Convicted murderer Kenneth Smith. Photo: AFP photo / Alabama Department of Corrections

Supreme Court declines to halt first US nitrogen-gas execution in Alabama case

By Andrew Chung, Reuters |

The US Supreme Court on Wednesday declined to halt Alabama from proceeding with the nation’s first execution using nitrogen gas to carry out the death penalty on convicted murderer Kenneth Smith, who survived a botched lethal injection in 2022 that helped prompt a review of the state’s death penalty procedures.

The justices denied Smith’s request to stay his execution, which is scheduled for Thursday (local time), and declined to hear his legal challenge contending that a second execution attempt by Alabama – after the first failed attempt caused him severe trauma – would violate the US Constitution’s Eighth Amendment protections against cruel and unusual punishment.

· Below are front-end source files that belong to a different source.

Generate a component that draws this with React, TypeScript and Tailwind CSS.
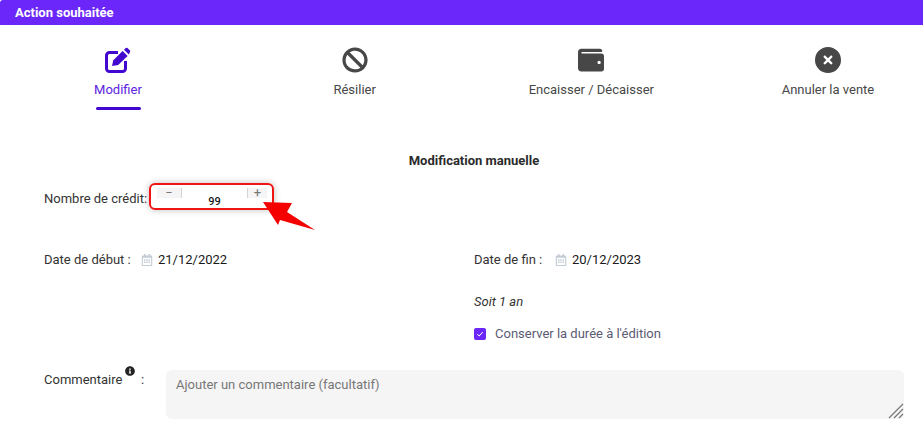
import { FaBan, FaInfoCircle, FaRegCalendarAlt, FaWallet } from 'react-icons/fa';
import { FaCircleXmark } from 'react-icons/fa6';
import type { ReactNode } from 'react';

function EditIcon() {
  return (
    <svg width="26" height="26" viewBox="0 0 26 26" fill="currentColor">
      <path d="M13 5.5 H4.5 A3 3 0 0 0 1.5 8.5 V21.5 A3 3 0 0 0 4.5 24.5 H17.5 A3 3 0 0 0 20.5 21.5 V14" fill="none" stroke="currentColor" strokeWidth="3" />
      <path d="M7 19 L8.3 13.2 L17.6 4 L22.6 9 L13.2 18 Z" />
      <path d="M19 2.7 L20.8 1 Q21.6 0.4 22.5 1 L25 3.4 Q25.6 4.2 25 5 L23.8 7.6 Z" />
    </svg>
  );
}

function ActionTab({ icon, label, active }: { icon: ReactNode; label: string; active?: boolean }) {
  return (
    <div className={`flex w-[130px] flex-col items-center ${active ? 'text-[#4308d0]' : 'text-[#474747]'}`}>
      <div className="flex h-[28px] shrink-0 items-center justify-center text-[26px]">{icon}</div>
      <div className={`mt-[7px] text-[13px] leading-[18px] whitespace-nowrap ${active ? 'text-[#5a24e0]' : ''}`}>{label}</div>
      {active && <div className="mt-[8px] h-[3px] w-[45px] shrink-0 rounded-full bg-[#4308d0]" />}
    </div>
  );
}

function DateField({ label, value, labelWidth }: { label: string; value: string; labelWidth: string }) {
  return (
    <div className="flex items-center">
      <span className={`${labelWidth} whitespace-nowrap`}>{label}</span>
      <FaRegCalendarAlt className="mr-[5px] text-[12px] text-[#c3ccd6]" />
      <span className="text-[#1a1a1a]">{value}</span>
    </div>
  );
}

export default function App() {
  return (
    <div className="h-[429px] w-[923px] overflow-hidden bg-white font-['Roboto',sans-serif] text-[13px] leading-[18px] text-[#333333]">
      {/* Header */}
      <div className="flex h-[25px] items-center rounded-tl-[3px] bg-[#6b26fa] pl-[15px] text-[13px] font-bold text-white">
        Action souhaitée
      </div>

      {/* Tabs */}
      <div className="flex h-[85px] justify-between pt-[21px] pr-[30px] pl-[53px]">
        <ActionTab icon={<EditIcon />} label="Modifier" active />
        <ActionTab icon={<FaBan />} label="Résilier" />
        <ActionTab icon={<FaWallet />} label="Encaisser / Décaisser" />
        <ActionTab icon={<FaCircleXmark />} label="Annuler la vente" />
      </div>

      <div className="pr-[19px] pl-[44px]">
        <div className="mt-[42px] text-center text-[13px] font-bold text-[#2b2b2b]">Modification manuelle</div>

        {/* Credit stepper */}
        <div className="relative mt-[13px] flex h-[27px] items-start">
          <span className="w-[105px] pt-[7px] whitespace-nowrap">Nombre de crédit:</span>
          <div className="flex h-[27px] w-[125px] items-start rounded-[6px] border-[2px] border-[#f01414] pt-[3px] pr-[5px] pl-[6px] shadow-[0_0_7px_rgba(0,0,0,0.25)]">
            <div className="flex h-[10px] w-[25px] items-center justify-center border-r border-[#d4d4d4] bg-[#f5f5f5] text-[13px] text-[#777777]">−</div>
            <div className="h-[20px] flex-1 pt-[6px] text-center text-[11px] leading-[16px] font-medium text-[#1a1a1a]">99</div>
            <div className="flex h-[10px] w-[20px] items-center justify-center border-l border-[#d4d4d4] bg-[#f5f5f5] text-[13px] text-[#777777]">+</div>
          </div>
          <svg className="absolute top-[17px] left-[216px]" width="58" height="32" viewBox="0 0 58 32">
            <path d="M3 2 L32 3 L27 12 L55 30 L20 20 L18 25 Z" fill="#f40000" />
          </svg>
        </div>

        {/* Dates */}
        <div className="mt-[41px] grid grid-cols-2 items-start">
          <DateField label="Date de début :" value="21/12/2022" labelWidth="w-[97px]" />
          <div>
            <DateField label="Date de fin :" value="20/12/2023" labelWidth="w-[81px]" />
            <div className="mt-[24px] text-[#333333] italic">Soit 1 an</div>
            <div className="mt-[14px] flex items-center">
              <span className="flex h-[12px] w-[12px] items-center justify-center rounded-[2px] bg-[#6b26fa]">
                <svg width="8" height="8" viewBox="0 0 8 8" fill="none">
                  <path d="M1.2 4.2 L3.2 6 L6.8 2" stroke="white" strokeWidth="1" />
                </svg>
              </span>
              <span className="ml-[9px] text-[#5b5b73]">Conserver la durée à l'édition</span>
            </div>
          </div>
        </div>

        {/* Comment */}
        <div className="mt-[27px] flex items-start">
          <div className="relative w-[122px] pt-[1px]">
            Commentaire
            <FaInfoCircle className="absolute top-[-4px] left-[81px] text-[10px] text-[#222222]" />
            <span className="absolute top-[1px] left-[97px]">:</span>
          </div>
          <div className="relative flex-1">
            <textarea
              readOnly
              placeholder="Ajouter un commentaire (facultatif)"
              className="block h-[49px] w-full resize-none rounded-[6px] bg-[#f5f5f5] px-[10px] py-[6px] text-[13px] leading-[18px] placeholder:text-[#777777]"
            />
            <svg className="absolute right-0 bottom-0" width="16" height="16" viewBox="0 0 16 16" stroke="#777777" strokeWidth="1.2">
              <path d="M1 15 L15 1 M6 15 L15 6 M11 15 L15 11" />
            </svg>
          </div>
        </div>
      </div>
    </div>
  );
}
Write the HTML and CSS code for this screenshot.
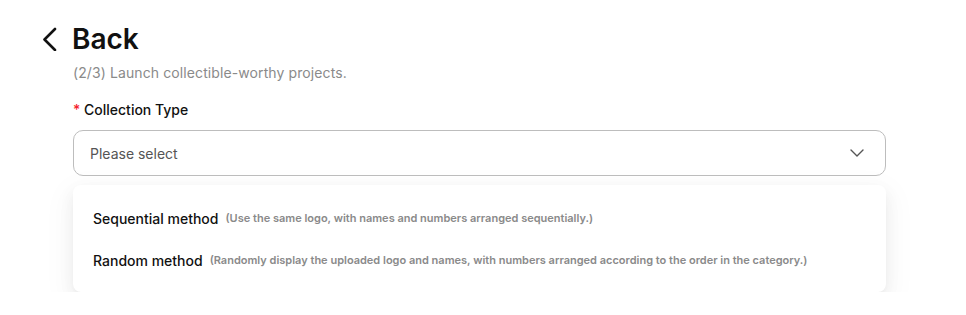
FILE: index.html
```html
<!DOCTYPE html>
<html lang="en">
<head>
    <meta charset="UTF-8">
    <meta name="viewport" content="width=device-width, initial-scale=1.0">
    <title>Create Collection</title>
    <link rel="stylesheet" href="styles.css">
</head>
<body>
    <div class="page">
        <div class="header">
            <svg class="back-icon" width="24" height="24" viewBox="0 0 24 24" fill="none">
                <path d="M15 2 L4.5 12.5 L15 23" stroke="#111" stroke-width="2.6" stroke-linecap="round" stroke-linejoin="round"/>
            </svg>
            <h1>Back</h1>
        </div>
        <div class="content">
            <p class="subtitle">(2/3) Launch collectible-worthy projects.</p>
            <div class="form-group">
                <label><span class="required">*</span> Collection Type</label>
                <div class="select">
                    <span class="placeholder">Please select</span>
                    <svg class="arrow" width="14" height="8" viewBox="0 0 14 8" fill="none">
                        <path d="M1 1 L7 7 L13 1" stroke="#555" stroke-width="1.4" stroke-linecap="round" stroke-linejoin="round"/>
                    </svg>
                </div>
                <div class="dropdown">
                    <div class="option">
                        <span class="option-name">Sequential method</span>
                        <span class="option-note">(Use the same logo, with names and numbers arranged sequentially.)</span>
                    </div>
                    <div class="option">
                        <span class="option-name">Random method</span>
                        <span class="option-note">(Randomly display the uploaded logo and names, with numbers arranged according to the order in the category.)</span>
                    </div>
                </div>
            </div>
        </div>
    </div>
</body>
</html>
```

FILE: styles.css
```css
body {
    font-family: Inter, "Noto Sans", sans-serif;
    margin: 0;
    padding: 0;
    background-color: #fff;
    color: #111;
}
.page {
    padding: 21px 80px 0 40px;
}
.header {
    display: flex;
    align-items: center;
    gap: 8px;
    height: 36px;
}
.back-icon {
    display: block;
}
.header h1 {
    margin: 0;
    font-size: 28px;
    font-weight: 600;
    line-height: 36px;
    color: #111;
}
.content {
    margin-left: 33px;
}
.subtitle {
    margin: 6px 0 0;
    font-size: 14px;
    line-height: 20px;
    letter-spacing: 0.1px;
    color: #8a8a8a;
}
.form-group {
    margin-top: 17px;
    display: flex;
    flex-direction: column;
}
.form-group label {
    font-size: 14px;
    font-weight: 500;
    line-height: 20px;
    color: #111;
}
.required {
    color: #f5222d;
}
.select {
    margin-top: 10px;
    height: 46px;
    box-sizing: border-box;
    border: 1px solid #bdbdbd;
    border-radius: 10px;
    display: flex;
    align-items: center;
    justify-content: space-between;
    padding: 0 21px 0 16px;
}
.placeholder {
    font-size: 14px;
    color: #555;
}
.dropdown {
    margin-top: 9px;
    padding: 12px 0 11px;
    background-color: #fff;
    border-radius: 8px;
    box-shadow: 0 6px 16px 0 rgba(0, 0, 0, 0.06), 0 3px 6px -4px rgba(0, 0, 0, 0.08), 0 9px 28px 8px rgba(0, 0, 0, 0.03);
}
.option {
    height: 42px;
    display: flex;
    align-items: center;
    padding-left: 20px;
    gap: 7px;
}
.option-name {
    font-size: 14px;
    font-weight: 500;
    color: #111;
}
.option-note {
    font-size: 11px;
    font-weight: 600;
    color: #8a8a8a;
}
```
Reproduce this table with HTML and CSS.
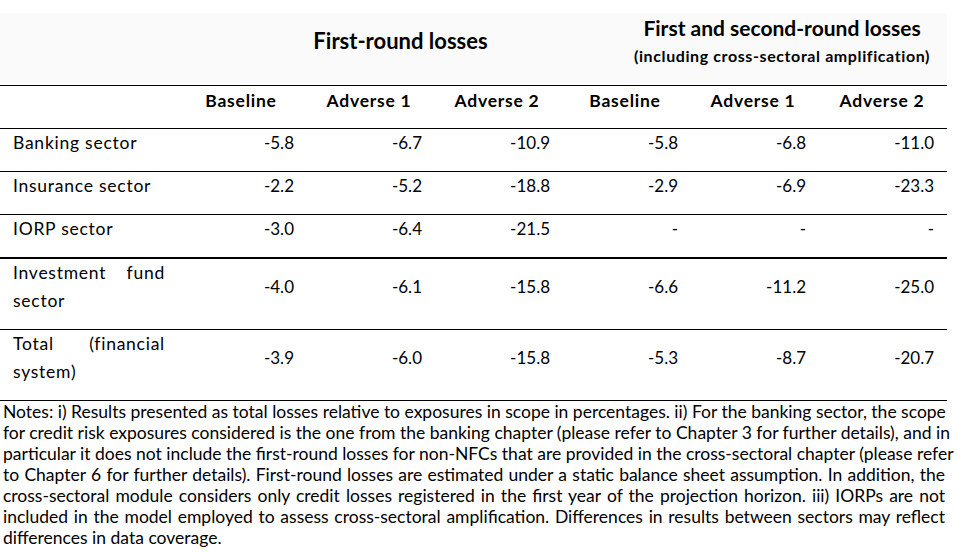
FILE: index.html
```html
<!DOCTYPE html>
<html lang="en">
<head>
<meta charset="utf-8">
<title>Losses table</title>
<link rel="stylesheet" href="styles.css">
</head>
<body>
<div class="page">
  <table class="losses">
    <colgroup>
      <col class="c-label">
      <col class="c-num"><col class="c-num"><col class="c-num">
      <col class="c-num"><col class="c-num"><col class="c-last">
    </colgroup>
    <thead>
      <tr class="grp-row">
        <th class="grp"><div class="grp-in"></div></th>
        <th class="grp" colspan="3"><div class="grp-in"><span class="g1">First-round losses</span></div></th>
        <th class="grp" colspan="3"><div class="grp-in"><span class="g2">First and second-round losses</span><span class="g2-sub">(including cross-sectoral amplification)</span></div></th>
      </tr>
      <tr class="col-row">
        <th class="lab"></th>
        <th>Baseline</th><th>Adverse 1</th><th>Adverse 2</th>
        <th>Baseline</th><th>Adverse 1</th><th>Adverse 2</th>
      </tr>
    </thead>
    <tbody>
      <tr>
        <td class="lab">Banking sector</td>
        <td>-5.8</td><td>-6.7</td><td>-10.9</td><td>-5.8</td><td>-6.8</td><td>-11.0</td>
      </tr>
      <tr>
        <td class="lab">Insurance sector</td>
        <td>-2.2</td><td>-5.2</td><td>-18.8</td><td>-2.9</td><td>-6.9</td><td>-23.3</td>
      </tr>
      <tr class="thick">
        <td class="lab">IORP sector</td>
        <td>-3.0</td><td>-6.4</td><td>-21.5</td><td>-</td><td>-</td><td>-</td>
      </tr>
      <tr>
        <td class="lab">Investment fund sector</td>
        <td>-4.0</td><td>-6.1</td><td>-15.8</td><td>-6.6</td><td>-11.2</td><td>-25.0</td>
      </tr>
      <tr>
        <td class="lab">Total (financial system)</td>
        <td>-3.9</td><td>-6.0</td><td>-15.8</td><td>-5.3</td><td>-8.7</td><td>-20.7</td>
      </tr>
    </tbody>
  </table>
  <div class="notes">
    <span class="ln">Notes: i) Results presented as total losses relative to exposures in scope in percentages. ii) For the banking sector, the scope</span>
    <span class="ln">for credit risk exposures considered is the one from the banking chapter (please refer to Chapter 3 for further details), and in</span>
    <span class="ln">particular it does not include the first-round losses for non-NFCs that are provided in the cross-sectoral chapter (please refer</span>
    <span class="ln">to Chapter 6 for further details). First-round losses are estimated under a static balance sheet assumption. In addition, the</span>
    <span class="ln">cross-sectoral module considers only credit losses registered in the first year of the projection horizon. iii) IORPs are not</span>
    <span class="ln">included in the model employed to assess cross-sectoral amplification. Differences in results between sectors may reflect</span>
    <span class="ln last">differences in data coverage.</span>
  </div>
</div>
</body>
</html>
```

FILE: styles.css
```css
html, body {
  margin: 0;
  padding: 0;
  background: #fff;
}

body {
  font-family: "Lato", "Open Sans", sans-serif;
  font-size: 17px;
  color: #000;
}

.page {
  width: 947px;
}

.losses {
  width: 947px;
  border-collapse: collapse;
  table-layout: fixed;
}

.c-label { width: 177px; }
.c-num { width: 128px; }
.c-last { width: 130px; }

/* group header row */
.grp {
  padding: 13px 0 3px;
  background: #fafafa;
  background-clip: content-box;
  border-bottom: 1px solid #000;
  font-weight: bold;
  vertical-align: top;
}

.grp-in {
  height: 69px;
  display: flex;
  flex-direction: column;
  align-items: center;
  justify-content: flex-start;
}

.g1 {
  font-size: 22px;
  line-height: 26px;
  margin-top: 15px;
  padding-left: 63px;
}

.g2 {
  font-size: 21px;
  line-height: 24px;
  margin-top: 3px;
  padding-left: 56px;
}

.g2-sub {
  font-size: 16px;
  letter-spacing: 0.6px;
  line-height: 20px;
  margin-top: 6px;
  padding-left: 56px;
}

/* column header row */
.col-row th {
  font-weight: bold;
  font-size: 17.5px;
  letter-spacing: 0.75px;
  text-align: center;
  height: 28px;
  padding: 1px 0 13px;
  line-height: 28px;
  border-bottom: 1px solid #000;
  vertical-align: middle;
}

/* body rows */
.losses td {
  text-align: right;
  padding: 0 11px 14px 0;
  line-height: 28px;
  height: 28px;
  vertical-align: middle;
  border-bottom: 1px solid #000;
}

.losses td:last-child {
  padding-right: 13px;
}

.losses td.lab {
  font-size: 17.5px;
  letter-spacing: 0.75px;
  text-align: justify;
  padding: 0 12px 14px 13px;
  vertical-align: top;
}

.losses tr.thick td {
  border-bottom: 2px solid #000;
}

/* notes */
.notes {
  font-size: 17.5px;
  padding: 0 2px 0 3px;
  line-height: 21px;
}

.ln {
  display: block;
  text-align: justify;
  text-align-last: justify;
  white-space: nowrap;
}

.ln.last {
  text-align-last: left;
}
```
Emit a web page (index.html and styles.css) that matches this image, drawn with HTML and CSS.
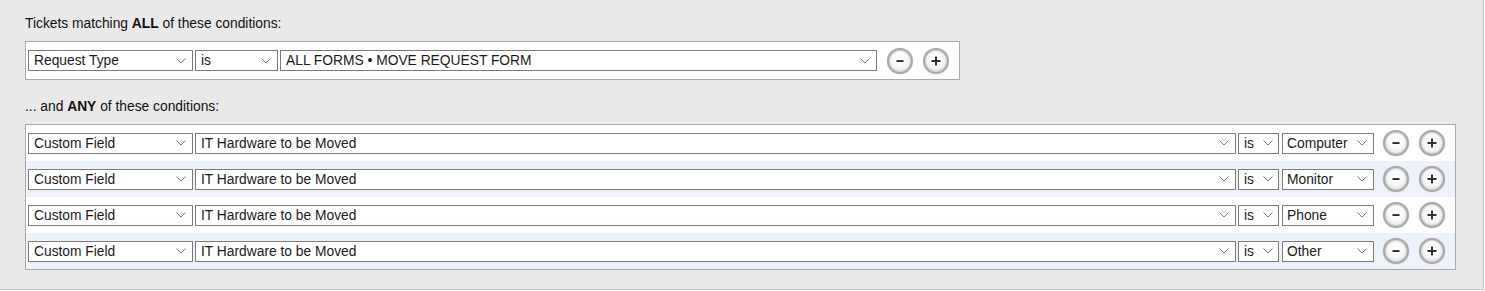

No justice publicly dissented from the decision.

Alabama’s gassing method – called nitrogen hypoxia – was designed to deprive Smith of oxygen by placing a mask connected to a cylinder of nitrogen over his face.

A majority of the justices in 2022 cleared the way for the first attempted execution of Smith, who was sentenced to death for his role in a 1988 murder-for-hire plot. The nine-member Supreme Court’s three liberal justices dissented from that previous decision.

Smith’s botched execution was the third consecutive instance in which Alabama officials encountered problems or delays inserting intravenous lines for a scheduled lethal injection, with two of the executions, including Smith’s, eventually called off, according to court filings.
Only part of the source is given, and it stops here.